Polynomial Functions

Polynomial functions follow the pattern $f(x) = a_nx^n + a_{n-1}x^{n-1} + a_{n-2}x^{n-2} + ... + a_2x^2 + a_1x + a_0$ where $a_n$ are real numbers, $n$ is a whole number and $a_n \neq 0$ Examples of polynomial functions include:
$f(x) = 7x^3 + 5x^2 + 10x + 2$
$g(x) = 9x^5 - 8x^2 + x - 15$

Function Definition

A function has one y-value for every x value.
The points {(3, 1), (2, 4), (-5, 0)} form a function with a domain of {x|-5, 2, 3} and a range of {y|0, 1, 4}. There exists one y value for each x value.
The points {(2, 5), (3, 7), (2, 2)} do not form a function since for the x value of 2, there are two y values.
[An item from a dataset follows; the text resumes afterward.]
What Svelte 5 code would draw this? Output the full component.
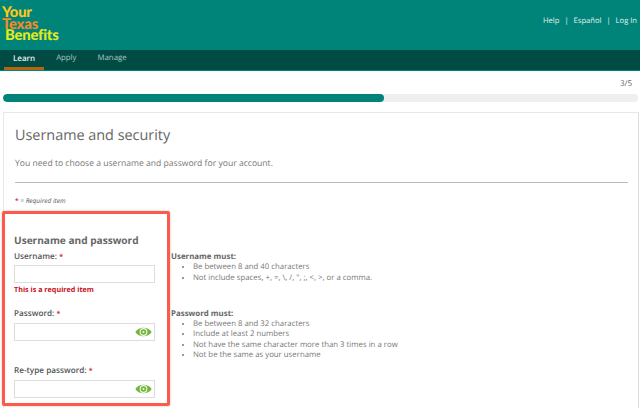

The domain and range can still be mapped as {x|2, 3} and {y|2, 5, 7} respectively. When a set of points is not a function, it can still be a relation (maps input values to output values, usually $x \to y$)

Vertical Line Test

Any relation that satisfies the vertical line test is called a function.

Power Functions

Power functions are a special case of polynomial functions containing only one term. They come in the format of $y = ax^n$ where $n$ is a whole number.

Even and Odd Functions

If the degree of a power function is even, then the function is even. If the degree of the power function is odd, then the function is odd.

$y=x^2$ is an example of an even function

$y=x^3$ is an example of an odd function